Open CastielZhao opened 3 years ago
Calibrate inference of associations
"Setup coefficient to have same intercept (for simplicity), and zero slope" Are there any other constraints on coefficient? i.e. integer ? Range ? Also, I assume that "zero slope" means coeff=(beta0,beta0,...,beta0; beta1,beta1,...,beta1); that the first column repeats 20 times.
"Setup coefficient to have same intercept (for simplicity), and zero slope" Are there any other constraints on coefficient? i.e. integer ? Range ?
Execute the code at the homepage of this repository and you will see what coefficients you get for a real dataset. You can get the range from those (except the intercept that should be zero for this test)
About integer or not, it is exactly the same. When you do matrix multiplication between design and coefficient is the same.
Hi Stefano,
I have successfully created 100 data frames from my function. To detect the change, do I need to use sccomp library? Or I shall find out a way to do that ?
Hi Stefano,
I have successfully created 100 data frames from my function. To detect the change, do I need to use sccomp library? Or I shall find out a way to do that ?
Yes, run sccomp on your data set. See example dataset from github README. Start from a few and try to draw descriptive statistics.
which function in the sccomp is used for detecting variation ?
As I noticed the fuction: res = counts_obj %>% sccomp_glm( ~ type, sample, cell_group, count, approximate_posterior_inference = FALSE ) When analyzing multiple data frames, do I need to merge the data frames, or specifying different data frame by "cell goup " above? Also, type=category, count=count, sample=subject in our dictionary, right?
if you analyse different studies no, you analyse them independently. I don't know what you mean by data frames. Data frame can be anything. Please be more precise.
Also, type=category, count=count, sample=subject in our dictionary, right?
yes
if you analyse different studies no, you analyse them independently. I don't know what you mean by data frames. Data frame can be anything. Please be more precise.

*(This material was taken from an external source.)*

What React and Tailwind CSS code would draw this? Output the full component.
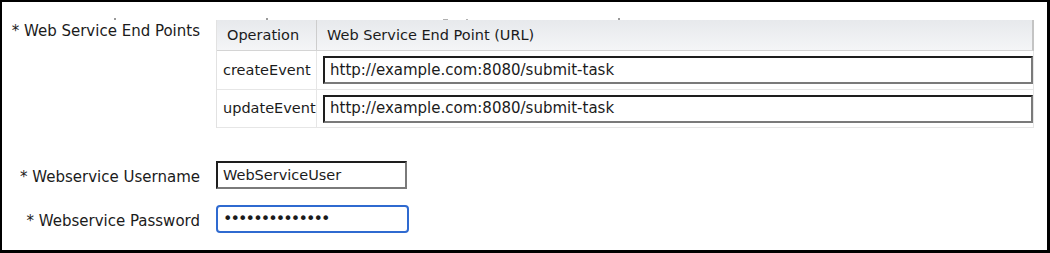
import React from "react";

const rows = [
  { op: "createEvent", url: "http://example.com:8080/submit-task", h: "h-[39px]" },
  { op: "updateEvent", url: "http://example.com:8080/submit-task", h: "h-[38px]" },
];

const insetBox =
  "border-2 border-t-[#1e1e1e] border-l-[#1e1e1e] border-b-[#7a7a7a] border-r-[#7a7a7a] bg-white";

export default function App() {
  return (
    <div className="w-[1050px] h-[253px] bg-white border-black border-t-2 border-l-2 border-r-[3px] border-b-[3px] font-['DejaVu_Sans',sans-serif] text-[15px] text-[#1b1b1b] overflow-hidden">
      {/* clipped descenders from the row above */}
      <div className="h-[18px] flex items-end">
        <span className="ml-[112px] w-[2px] h-[2px] bg-[#9a9a9a]" />
        <span className="ml-[150px] w-[2px] h-[2px] bg-[#9a9a9a]" />
        <span className="ml-[175px] w-[5px] h-[1px] bg-[#b0b0b0]" />
        <span className="ml-[18px] w-[2px] h-[1px] bg-[#b0b0b0]" />
        <span className="ml-[150px] w-[2px] h-[2px] bg-[#9a9a9a]" />
      </div>

      <div className="grid grid-cols-[190px_818px] gap-x-4 pl-2">
        {/* End points */}
        <div className="text-right leading-[18px] pt-[2px] whitespace-nowrap">
          * Web Service End Points
        </div>
        <div className="border-l border-[#e2e2e2]">
          <div className="flex h-[31px] bg-gradient-to-b from-[#e7e9ec] to-[#f4f5f7] border-b border-[#d4d4d4] border-r-2 border-r-[#c4c4c4]">
            <div className="w-[100px] flex items-center pl-[10px] pt-[1px] border-r border-[#cdcdcd] text-[14.5px]">
              Operation
            </div>
            <div className="flex-1 flex items-center pl-[10px] pt-[1px] text-[14.5px]">
              Web Service End Point (URL)
            </div>
          </div>
          {rows.map((r) => (
            <div
              key={r.op}
              className={`flex ${r.h} border-b border-[#e6e6e6] border-r border-r-[#e6e6e6]`}
            >
              <div className="w-[100px] flex items-center pl-[6px] pt-[1px] border-r border-[#e6e6e6] text-[14.5px] whitespace-nowrap">
                {r.op}
              </div>
              <div className="flex-1 flex items-center pl-[6px]">
                <div className={`${insetBox} w-full h-[28px] flex items-center pl-[5px] leading-none`}>
                  {r.url}
                </div>
              </div>
            </div>
          ))}
        </div>

        {/* Username */}
        <div className="mt-[33px] h-[28px] pt-[4px] flex items-center justify-end whitespace-nowrap">
          * Webservice Username
        </div>
        <div className="mt-[33px]">
          <div className={`${insetBox} w-[191px] h-[28px] flex items-center pl-[5px] text-[14.5px] leading-none`}>
            WebServiceUser
          </div>
        </div>

        {/* Password */}
        <div className="mt-[16px] h-[28px] pt-[4px] flex items-center justify-end whitespace-nowrap">
          * Webservice Password
        </div>
        <div className="mt-[16px]">
          <div className="w-[193px] h-[28px] border-2 border-[#2f6ad0] rounded-[4px] bg-white flex items-center pl-[5px] text-[16px] tracking-[-1.9px] leading-none">
            ••••••••••••••
          </div>
        </div>
      </div>
    </div>
  );
}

Also, type=category, count=count, sample=subject in our dictionary, right?
yes
By data frames, I mean the output simulated data frames from my numeric generation process.
one data frame includes M categories and N subjects.
another data frame includes M categories and N subjects.
one subject does constitute a very small dataset that cannot be used for regression, size = 1
Does the false positive rate we claim (e.g. 0.05) correspond to 5% of false positives given our no-association, no-outlier simulated data?